In a remarkable translation of domestic policy into international law, President Donald Trump’s 20-point plan for Gaza has become the backbone of a new UN Security Council resolution. Adopted on Monday, the US-drafted text enshrines the specific proposals of the Trump doctrine, including the creation of a “Board of Peace” and the deployment of an “International Stabilization Force.” This marks a significant moment where a specific US administration’s blueprint has been adopted almost wholesale by the world body, despite the abstentions of major rivals Russia and China.
The transition from plan to resolution was not smooth. To get it passed, the US had to include a “pathway to statehood,” a concession necessary to win over the Palestinian Authority and avoid a Russian veto. This inclusion makes the UN version of the plan a hybrid: it carries the Trump branding of “prosperity” and “stabilization” but includes political language that the Israeli right—Trump’s traditional allies—vehemently rejects. Prime Minister Benjamin Netanyahu’s rebuke of the resolution highlights that the “law” passed in New York does not match the policy in Jerusalem.
The resolution authorizes the “Board of Peace,” chaired by Trump, to oversee reconstruction. This effectively gives a US President an official UN role in managing a foreign territory’s recovery. It is an unprecedented level of direct US involvement sanctioned by the Security Council. Ambassador Mike Waltz hailed the vote as “historic,” validating the administration’s approach to “dismantle Hamas’ grip” through a combination of force and economic development.
However, the plan faces a crisis of implementation. Hamas has rejected the security aspects, vowing it “will not disarm” and labeling the initiative “international guardianship.” This means the Trump plan is now the law of the land in the eyes of the UN, but illegal in the eyes of the gunmen on the ground. The “Stabilization Force” is tasked with enforcing this new UN law against violent resistance.

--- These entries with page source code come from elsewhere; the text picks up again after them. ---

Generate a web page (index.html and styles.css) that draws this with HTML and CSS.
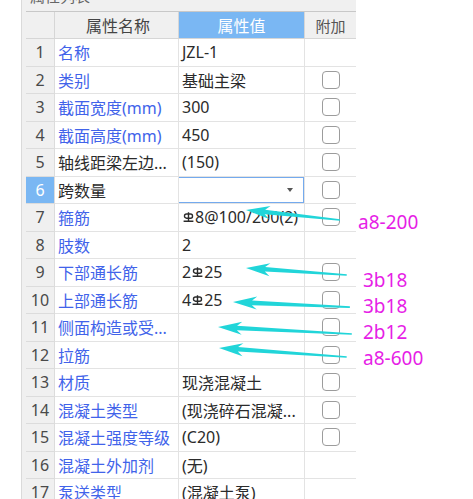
FILE: index.html
```html
<!DOCTYPE html>
<html lang="zh-CN">

<head>
    <meta charset="UTF-8">
    <title>属性列表</title>
    <link rel="stylesheet" href="styles.css">
</head>

<body>
    <div class="panel">
        <div class="title"><span>属性列表</span></div>
        <div class="sheet">
            <div class="row head">
                <div class="num"></div>
                <div class="name">属性名称</div>
                <div class="val">属性值</div>
                <div class="add">附加</div>
            </div>
            <div class="row">
                <div class="num">1</div>
                <div class="name">名称</div>
                <div class="val">JZL-1</div>
                <div class="add"></div>
            </div>
            <div class="row">
                <div class="num">2</div>
                <div class="name">类别</div>
                <div class="val">基础主梁</div>
                <div class="add"><span class="box"></span></div>
            </div>
            <div class="row">
                <div class="num">3</div>
                <div class="name">截面宽度(mm)</div>
                <div class="val">300</div>
                <div class="add"><span class="box"></span></div>
            </div>
            <div class="row">
                <div class="num">4</div>
                <div class="name">截面高度(mm)</div>
                <div class="val">450</div>
                <div class="add"><span class="box"></span></div>
            </div>
            <div class="row">
                <div class="num">5</div>
                <div class="name plain">轴线距梁左边...</div>
                <div class="val">(150)</div>
                <div class="add"><span class="box"></span></div>
            </div>
            <div class="row current">
                <div class="num">6</div>
                <div class="name plain">跨数量</div>
                <div class="val edit"><div class="select"><span class="caret"></span></div></div>
                <div class="add"><span class="box"></span></div>
            </div>
            <div class="row">
                <div class="num">7</div>
                <div class="name">箍筋</div>
                <div class="val"><svg class="rebar" viewBox="0 0 11 10"><rect x="1.5" y="2" width="8" height="4.2" rx="2"/><path d="M5.5 0.3V9.2M0.6 9.2H10.4"/></svg>8@100/200(2)</div>
                <div class="add"><span class="box"></span></div>
            </div>
            <div class="row">
                <div class="num">8</div>
                <div class="name">肢数</div>
                <div class="val">2</div>
                <div class="add"></div>
            </div>
            <div class="row">
                <div class="num">9</div>
                <div class="name">下部通长筋</div>
                <div class="val">2<svg class="rebar" viewBox="0 0 11 10"><rect x="1.5" y="2" width="8" height="4.2" rx="2"/><path d="M5.5 0.3V9.2M0.6 9.2H10.4"/></svg>25</div>
                <div class="add"><span class="box"></span></div>
            </div>
            <div class="row">
                <div class="num">10</div>
                <div class="name">上部通长筋</div>
                <div class="val">4<svg class="rebar" viewBox="0 0 11 10"><rect x="1.5" y="2" width="8" height="4.2" rx="2"/><path d="M5.5 0.3V9.2M0.6 9.2H10.4"/></svg>25</div>
                <div class="add"><span class="box"></span></div>
            </div>
            <div class="row">
                <div class="num">11</div>
                <div class="name">侧面构造或受...</div>
                <div class="val"></div>
                <div class="add"><span class="box"></span></div>
            </div>
            <div class="row">
                <div class="num">12</div>
                <div class="name">拉筋</div>
                <div class="val"></div>
                <div class="add"><span class="box"></span></div>
            </div>
            <div class="row">
                <div class="num">13</div>
                <div class="name">材质</div>
                <div class="val">现浇混凝土</div>
                <div class="add"><span class="box"></span></div>
            </div>
            <div class="row">
                <div class="num">14</div>
                <div class="name">混凝土类型</div>
                <div class="val">(现浇碎石混凝...</div>
                <div class="add"><span class="box"></span></div>
            </div>
            <div class="row">
                <div class="num">15</div>
                <div class="name">混凝土强度等级</div>
                <div class="val">(C20)</div>
                <div class="add"><span class="box"></span></div>
            </div>
            <div class="row">
                <div class="num">16</div>
                <div class="name">混凝土外加剂</div>
                <div class="val">(无)</div>
                <div class="add"></div>
            </div>
            <div class="row">
                <div class="num">17</div>
                <div class="name">泵送类型</div>
                <div class="val">(混凝土泵)</div>
                <div class="add"></div>
            </div>
        </div>
    </div>

    <!-- annotations drawn over the table -->
    <svg class="arrows" viewBox="0 0 473 499">
        <polygon points="0,0 24,-6.5 19,-2.3 94.5,-0.8 94.5,0.8 19,2.3 24,6.5" transform="translate(246 210) rotate(6.1)"/>
        <polygon points="0,0 24,-6.5 19,-2.3 101,-0.8 101,0.8 19,2.3 24,6.5" transform="translate(246 268) rotate(4)"/>
        <polygon points="0,0 24,-6.5 19,-2.3 117,-0.8 117,0.8 19,2.3 24,6.5" transform="translate(233 302) rotate(2.5)"/>
        <polygon points="0,0 24,-6.5 19,-2.3 134,-0.8 134,0.8 19,2.3 24,6.5" transform="translate(218 327) rotate(3)"/>
        <polygon points="0,0 24,-6.5 19,-2.3 128,-0.8 128,0.8 19,2.3 24,6.5" transform="translate(219 348) rotate(4)"/>
    </svg>
    <span class="note" style="left:358px;top:213px">a8-200</span>
    <span class="note" style="left:363px;top:271px">3b18</span>
    <span class="note" style="left:363px;top:297px">3b18</span>
    <span class="note" style="left:363px;top:323px">2b12</span>
    <span class="note" style="left:363px;top:349px">a8-600</span>
</body>

</html>
```

FILE: styles.css
```css
body {
    margin: 0;
    height: 499px;
    overflow: hidden;
    position: relative;
    background-color: #fff;
    font-family: "Noto Sans", "Noto Sans CJK SC", sans-serif;
}

.panel {
    margin-left: 21px;
    width: 335px;
    height: 499px;
    padding-left: 4px;
    box-sizing: border-box;
    background-color: #f0f0f0;
    border-left: 1px solid #dadada;
}

.title {
    height: 11px;
    overflow: hidden;
    font-size: 15px;
    color: #666;
}

.title span {
    display: block;
    margin-top: -14px;
    padding-left: 4px;
    line-height: 20px;
}

.sheet {
    border-top: 1px solid #c8c8c8;
    background-color: #fff;
}

.row {
    display: grid;
    grid-template-columns: 29px 124px 126px 51px;
    height: 27.5px;
}

.row > div {
    display: flex;
    align-items: center;
    box-sizing: border-box;
    border-right: 1px solid #e3e3e3;
    border-bottom: 1px solid #e3e3e3;
    white-space: nowrap;
    overflow: hidden;
    font-size: 16px;
    color: #2b2b2b;
}

.row .num {
    justify-content: center;
    background-color: #f0f0f0;
    border-color: #dcdcdc;
    color: #4a4a4a;
}

.row .name {
    padding-left: 3px;
    color: #4163ea;
}

.row .name.plain {
    color: #2b2b2b;
}

.row .val {
    padding-left: 3px;
}

.row .add {
    justify-content: center;
    border-right: none;
}

/* header */
.row.head {
    height: 27px;
}

.row.head > div {
    justify-content: center;
    background-color: #f0f0f0;
    border-color: #d6d6d6;
    color: #444;
}

.row.head .val {
    padding-left: 0;
    background-color: #7ab7f3;
    color: #fff;
}

.row.head .add {
    font-size: 15px;
    color: #555;
}

/* selected row */
.row.current .num {
    background-color: #7ab7f3;
    color: #fff;
}

.row .val.edit {
    padding-left: 0;
    align-items: stretch;
}

.select {
    flex: 1;
    display: flex;
    justify-content: flex-end;
    align-items: center;
    margin-left: -2px;
    padding-right: 10px;
    border: 1.5px solid #74aaee;
}

.caret {
    width: 0;
    height: 0;
    border-left: 3px solid transparent;
    border-right: 3px solid transparent;
    border-top: 4px solid #555;
}

.rebar {
    width: 11px;
    height: 10px;
    margin: 0 1px;
    vertical-align: 5px;
    fill: none;
    stroke: #2b2b2b;
    stroke-width: 1.4;
}

.box {
    width: 18px;
    height: 18px;
    box-sizing: border-box;
    border: 1.5px solid #9c9c9c;
    border-radius: 4px;
    background-color: #fff;
}

/* annotations */
.arrows {
    position: absolute;
    left: 0;
    top: 0;
    width: 473px;
    height: 499px;
    fill: #21d5d9;
}

.note {
    position: absolute;
    font-family: "Noto Sans", sans-serif;
    font-size: 19px;
    line-height: 19px;
    color: #e61ee6;
}
```
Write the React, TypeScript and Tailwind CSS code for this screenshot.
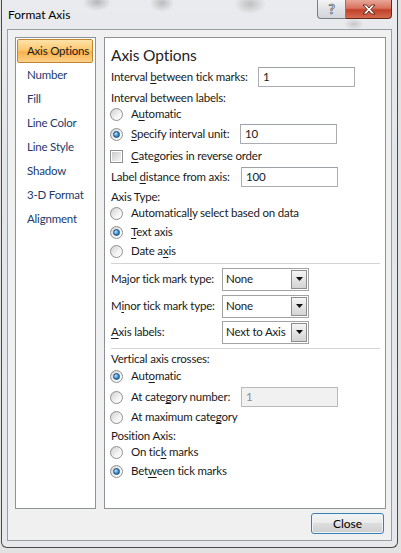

Russia and China’s abstentions signal their discomfort with this “Americanization” of UN mandates. Russian Ambassador Vasily Nebenzya’s warning that the council was ceding “complete control” to the US underscores the geopolitical anomaly of the resolution. By abstaining, they have allowed Trump’s plan to become UN law, perhaps calculating that the burden of enforcing it will be a trap for the US administration. The 20-point plan has graduated from a campaign promise to a Security Council resolution, but its toughest test—reality—is just beginning.